Pension: Kim & Chris are members of work pensions

Outgoings: Fixed expenses £3,000. Food shopping £800. Holidays £3,000 per year

DEBTS

Mr Connolly says the Moores simply have too much debt: all told they owe £61,000 in loans and credit cards. The couple are also paying too much interest: given their incomes, they should be able to move their borrowing to cheaper deals.

Mr Connolly suggests moving some of the debt to their mortgage, as this is usually the cheapest way to borrow. However, they may not have enough equity in their house to transfer all their borrowings in this way. Assuming there are no penalties for switching, they should move any money that cannot go on to the mortgage to a consolidation loan, or to a credit card with a 0 per cent deal.

Mr Willans suggests a three-step approach: transferring £10,000 to a 0 per cent credit card (such as Bank of Scotland, which charges no interest for the first nine months and then 9.9 per cent), £25,000 to an unsecured loan and the rest to a secured lender. Nationwide building society charges 6.6 per cent for such a loan.

BUDGETING

Mr Willans cautions that the debt interest means the Moores are living beyond their means. He says that a budgeting exercise cannot be avoided. Creating a budget and sticking to it is the key, even if that means camping rather than luxury holidays. Mr Connolly cautions that without cutting outgoings it will be hard for the couple to cover the additional costs of a second child, let alone their longer-term plans.

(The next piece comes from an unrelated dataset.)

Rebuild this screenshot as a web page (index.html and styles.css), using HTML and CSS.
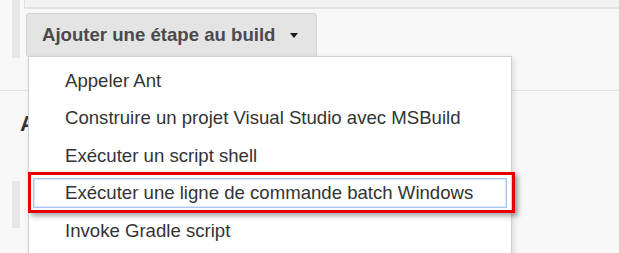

Mr Morris recommends that once the Moores have undertaken a full analysis of their income and spending they should aim at a surplus of £500 a month. They should not borrow any more until they have cleared their existing debts.

PENSION

The Moores are both paying into workplace pension schemes, so their retirement planning is relatively well catered for. Given the pressures on their current finances, paying extra into a retirement fund may not be a realistic option for now.

However, Mr Morris warns that Mr Moore is only 20 years from a typical retirement age. Once the couple have cleared their debts, their priority should be to set aside extra money for retirement, as even work-related pensions are not as secure as they once were.

SAVINGS AND PROTECTION

Although money is tight, the Moores should think about setting up a cash reserve, says Mr Willans. Ideally this should be three times their joint monthly salary, after tax. They may never need to draw on this, but it will provide an invaluable cushion for any change in circumstances, such as sickness or redundancy.

Mr Willans also recommends that the couple insure their loan repayments against sickness or unemployment. If finances do not allow them to cover the whole amount, they should cover what they can, perhaps for a period of 10 years. They should also check what, if any, insurance is offered through their employers.

SETTING UP BUSINESS

At the moment, the priority for the Moores has to be cutting their debt burden. If Mrs Moore were to reduce her working hours, or give up employment to start a business, it would make servicing the debt that much harder. Mr Connolly says that if the Moores focus their attention on putting their finances on a more secure footing, they will then be in a better position to set up a business in the future.